→ **Requirements**
Give every line of the data again, unchanged, but with no pictures.

→ **Data provided**
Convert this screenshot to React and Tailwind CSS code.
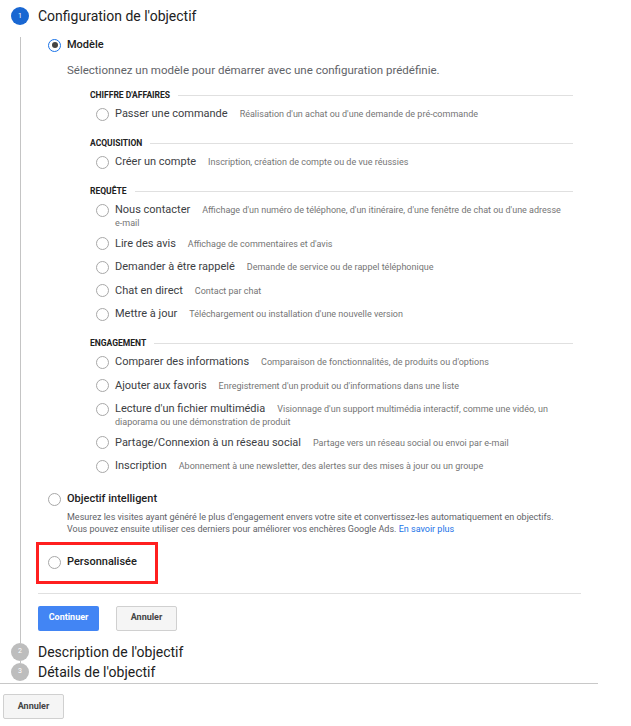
const Radio = ({ checked }) => (
  <span
    className={
      "flex h-[13px] w-[13px] shrink-0 items-center justify-center rounded-full border " +
      (checked ? "border-[#1a73e8] border-[1.5px]" : "border-[#a8a8a8]")
    }
  >
    {checked && <span className="h-[6px] w-[6px] rounded-full bg-[#444]" />}
  </span>
);

const Category = ({ title, first }) => (
  <div className={"ml-[42px] mr-[8px] flex h-[12px] items-center " + (first ? "mt-[12px]" : "mt-[15px]")}>
    <span className="text-[8.5px] font-bold uppercase leading-[12px] text-[#212121]">{title}</span>
    <span className="ml-[8px] h-px flex-1 bg-[#e0e0e0]" />
  </div>
);

const Item = ({ label, desc, more, first }) => (
  <div className={"flex items-start pl-[48px] " + (first ? "mt-[5px]" : "mt-[7.5px]")}>
    <span className="mt-[1.5px]">
      <Radio />
    </span>
    <div className="ml-[6px]">
      <div className="flex h-[16px] items-center whitespace-nowrap">
        <span className="text-[11px] leading-[16px] text-[#3c4043]">{label}</span>
        <span className="ml-[12px] text-[9px] leading-[16px] text-[#757575]">{desc}</span>
      </div>
      {more && <div className="h-[10px] text-[9px] leading-[10px] text-[#757575]">{more}</div>}
    </div>
  </div>
);

const StepCircle = ({ n, active }) => (
  <span
    className={
      "flex h-[18px] w-[18px] shrink-0 items-center justify-center rounded-full text-[7px] text-white " +
      (active ? "bg-[#1967d2]" : "bg-[#bdbdbd]")
    }
  >
    {n}
  </span>
);

const Btn = ({ children, primary }) => (
  <button
    className={
      "h-[25px] w-[61px] rounded-[2px] text-[9px] font-bold " +
      (primary ? "bg-[#4285f4] text-white" : "border border-[#d0d0d0] bg-[#f5f5f5] text-[#444]")
    }
  >
    {children}
  </button>
);

export default function App() {
  return (
    <div className="relative h-[726px] w-[631px] bg-white font-['Roboto',sans-serif] text-[#212121]">
      {/* step 1 */}
      <div className="flex items-center pt-[7px] pl-[11px]">
        <StepCircle n="1" active />
        <span className="ml-[9px] text-[14px] leading-[18px] text-[#212121]">Configuration de l'objectif</span>
      </div>

      <div className="ml-[20px] w-[561px] border-l border-[#c4c4c4] pb-[12px] pl-[27px]">
        <div className="mt-[12px] flex h-[16px] items-center">
          <Radio checked />
          <span className="ml-[6px] text-[11px] font-medium text-[#212121]">Modèle</span>
        </div>
        <div className="mt-[10px] pl-[19px] text-[11.5px] leading-[14px] text-[#5f6368]">
          Sélectionnez un modèle pour démarrer avec une configuration prédéfinie.
        </div>

        <Category title="Chiffre d'affaires" first />
        <Item first label="Passer une commande" desc="Réalisation d'un achat ou d'une demande de pré-commande" />

        <Category title="Acquisition" />
        <Item first label="Créer un compte" desc="Inscription, création de compte ou de vue réussies" />

        <Category title="Requête" />
        <Item
          first
          label="Nous contacter"
          desc="Affichage d'un numéro de téléphone, d'un itinéraire, d'une fenêtre de chat ou d'une adresse"
          more="e-mail"
        />
        <Item label="Lire des avis" desc="Affichage de commentaires et d'avis" />
        <Item label="Demander à être rappelé" desc="Demande de service ou de rappel téléphonique" />
        <Item label="Chat en direct" desc="Contact par chat" />
        <Item label="Mettre à jour" desc="Téléchargement ou installation d'une nouvelle version" />

        <Category title="Engagement" />
        <Item first label="Comparer des informations" desc="Comparaison de fonctionnalités, de produits ou d'options" />
        <Item label="Ajouter aux favoris" desc="Enregistrement d'un produit ou d'informations dans une liste" />
        <Item
          label="Lecture d'un fichier multimédia"
          desc="Visionnage d'un support multimédia interactif, comme une vidéo, un"
          more="diaporama ou une démonstration de produit"
        />
        <Item label="Partage/Connexion à un réseau social" desc="Partage vers un réseau social ou envoi par e-mail" />
        <Item label="Inscription" desc="Abonnement à une newsletter, des alertes sur des mises à jour ou un groupe" />

        {/* objectif intelligent */}
        <div className="mt-[17.5px] flex h-[16px] items-center">
          <Radio />
          <span className="ml-[6px] text-[11px] font-medium text-[#212121]">Objectif intelligent</span>
        </div>
        <div className="mt-[3px] pl-[19px] text-[9px] leading-[12.5px] text-[#5f6368]">
          Mesurez les visites ayant généré le plus d'engagement envers votre site et convertissez-les automatiquement en objectifs.
          <br />
          Vous pouvez ensuite utiliser ces derniers pour améliorer vos enchères Google Ads.{" "}
          <span className="text-[#1a73e8]">En savoir plus</span>
        </div>

        {/* personnalisée, highlighted */}
        <div className="relative mt-[19px] flex h-[16px] items-center">
          <Radio />
          <span className="ml-[6px] text-[11px] font-medium text-[#212121]">Personnalisée</span>
          <span className="pointer-events-none absolute -left-[12px] -top-[13px] h-[42px] w-[122px] border-[3px] border-[#ff1f1f]" />
        </div>

        <div className="-ml-[10px] mt-[22px] h-px w-[543px] bg-[#e0e0e0]" />

        <div className="-ml-[10px] mt-[12px] flex gap-[17px]">
          <Btn primary>Continuer</Btn>
          <Btn>Annuler</Btn>
        </div>
      </div>

      {/* steps 2 & 3 */}
      <div className="flex items-center pl-[11px]">
        <StepCircle n="2" />
        <span className="ml-[9px] text-[14px] leading-[18px] text-[#212121]">Description de l'objectif</span>
      </div>
      <div className="ml-[20px] h-[2px] w-px bg-[#c4c4c4]" />
      <div className="flex items-center pl-[11px]">
        <StepCircle n="3" />
        <span className="ml-[9px] text-[14px] leading-[18px] text-[#212121]">Détails de l'objectif</span>
      </div>

      <div className="mt-[2px] h-px w-[598px] bg-[#c8c8c8]" />
      <div className="mt-[8px] pl-[3px]">
        <Btn>Annuler</Btn>
      </div>
    </div>
  );
}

→ **Task answer**
Convert this screenshot to React and Tailwind CSS code.
const Radio = ({ checked }) => (
  <span
    className={
      "flex h-[13px] w-[13px] shrink-0 items-center justify-center rounded-full border " +
      (checked ? "border-[#1a73e8] border-[1.5px]" : "border-[#a8a8a8]")
    }
  >
    {checked && <span className="h-[6px] w-[6px] rounded-full bg-[#444]" />}
  </span>
);

const Category = ({ title, first }) => (
  <div className={"ml-[42px] mr-[8px] flex h-[12px] items-center " + (first ? "mt-[12px]" : "mt-[15px]")}>
    <span className="text-[8.5px] font-bold uppercase leading-[12px] text-[#212121]">{title}</span>
    <span className="ml-[8px] h-px flex-1 bg-[#e0e0e0]" />
  </div>
);

const Item = ({ label, desc, more, first }) => (
  <div className={"flex items-start pl-[48px] " + (first ? "mt-[5px]" : "mt-[7.5px]")}>
    <span className="mt-[1.5px]">
      <Radio />
    </span>
    <div className="ml-[6px]">
      <div className="flex h-[16px] items-center whitespace-nowrap">
        <span className="text-[11px] leading-[16px] text-[#3c4043]">{label}</span>
        <span className="ml-[12px] text-[9px] leading-[16px] text-[#757575]">{desc}</span>
      </div>
      {more && <div className="h-[10px] text-[9px] leading-[10px] text-[#757575]">{more}</div>}
    </div>
  </div>
);

const StepCircle = ({ n, active }) => (
  <span
    className={
      "flex h-[18px] w-[18px] shrink-0 items-center justify-center rounded-full text-[7px] text-white " +
      (active ? "bg-[#1967d2]" : "bg-[#bdbdbd]")
    }
  >
    {n}
  </span>
);

const Btn = ({ children, primary }) => (
  <button
    className={
      "h-[25px] w-[61px] rounded-[2px] text-[9px] font-bold " +
      (primary ? "bg-[#4285f4] text-white" : "border border-[#d0d0d0] bg-[#f5f5f5] text-[#444]")
    }
  >
    {children}
  </button>
);

export default function App() {
  return (
    <div className="relative h-[726px] w-[631px] bg-white font-['Roboto',sans-serif] text-[#212121]">
      {/* step 1 */}
      <div className="flex items-center pt-[7px] pl-[11px]">
        <StepCircle n="1" active />
        <span className="ml-[9px] text-[14px] leading-[18px] text-[#212121]">Configuration de l'objectif</span>
      </div>

      <div className="ml-[20px] w-[561px] border-l border-[#c4c4c4] pb-[12px] pl-[27px]">
        <div className="mt-[12px] flex h-[16px] items-center">
          <Radio checked />
          <span className="ml-[6px] text-[11px] font-medium text-[#212121]">Modèle</span>
        </div>
        <div className="mt-[10px] pl-[19px] text-[11.5px] leading-[14px] text-[#5f6368]">
          Sélectionnez un modèle pour démarrer avec une configuration prédéfinie.
        </div>

        <Category title="Chiffre d'affaires" first />
        <Item first label="Passer une commande" desc="Réalisation d'un achat ou d'une demande de pré-commande" />

        <Category title="Acquisition" />
        <Item first label="Créer un compte" desc="Inscription, création de compte ou de vue réussies" />

        <Category title="Requête" />
        <Item
          first
          label="Nous contacter"
          desc="Affichage d'un numéro de téléphone, d'un itinéraire, d'une fenêtre de chat ou d'une adresse"
          more="e-mail"
        />
        <Item label="Lire des avis" desc="Affichage de commentaires et d'avis" />
        <Item label="Demander à être rappelé" desc="Demande de service ou de rappel téléphonique" />
        <Item label="Chat en direct" desc="Contact par chat" />
        <Item label="Mettre à jour" desc="Téléchargement ou installation d'une nouvelle version" />

        <Category title="Engagement" />
        <Item first label="Comparer des informations" desc="Comparaison de fonctionnalités, de produits ou d'options" />
        <Item label="Ajouter aux favoris" desc="Enregistrement d'un produit ou d'informations dans une liste" />
        <Item
          label="Lecture d'un fichier multimédia"
          desc="Visionnage d'un support multimédia interactif, comme une vidéo, un"
          more="diaporama ou une démonstration de produit"
        />
        <Item label="Partage/Connexion à un réseau social" desc="Partage vers un réseau social ou envoi par e-mail" />
        <Item label="Inscription" desc="Abonnement à une newsletter, des alertes sur des mises à jour ou un groupe" />

        {/* objectif intelligent */}
        <div className="mt-[17.5px] flex h-[16px] items-center">
          <Radio />
          <span className="ml-[6px] text-[11px] font-medium text-[#212121]">Objectif intelligent</span>
        </div>
        <div className="mt-[3px] pl-[19px] text-[9px] leading-[12.5px] text-[#5f6368]">
          Mesurez les visites ayant généré le plus d'engagement envers votre site et convertissez-les automatiquement en objectifs.
          <br />
          Vous pouvez ensuite utiliser ces derniers pour améliorer vos enchères Google Ads.{" "}
          <span className="text-[#1a73e8]">En savoir plus</span>
        </div>

        {/* personnalisée, highlighted */}
        <div className="relative mt-[19px] flex h-[16px] items-center">
          <Radio />
          <span className="ml-[6px] text-[11px] font-medium text-[#212121]">Personnalisée</span>
          <span className="pointer-events-none absolute -left-[12px] -top-[13px] h-[42px] w-[122px] border-[3px] border-[#ff1f1f]" />
        </div>

        <div className="-ml-[10px] mt-[22px] h-px w-[543px] bg-[#e0e0e0]" />

        <div className="-ml-[10px] mt-[12px] flex gap-[17px]">
          <Btn primary>Continuer</Btn>
          <Btn>Annuler</Btn>
        </div>
      </div>

      {/* steps 2 & 3 */}
      <div className="flex items-center pl-[11px]">
        <StepCircle n="2" />
        <span className="ml-[9px] text-[14px] leading-[18px] text-[#212121]">Description de l'objectif</span>
      </div>
      <div className="ml-[20px] h-[2px] w-px bg-[#c4c4c4]" />
      <div className="flex items-center pl-[11px]">
        <StepCircle n="3" />
        <span className="ml-[9px] text-[14px] leading-[18px] text-[#212121]">Détails de l'objectif</span>
      </div>

      <div className="mt-[2px] h-px w-[598px] bg-[#c8c8c8]" />
      <div className="mt-[8px] pl-[3px]">
        <Btn>Annuler</Btn>
      </div>
    </div>
  );
}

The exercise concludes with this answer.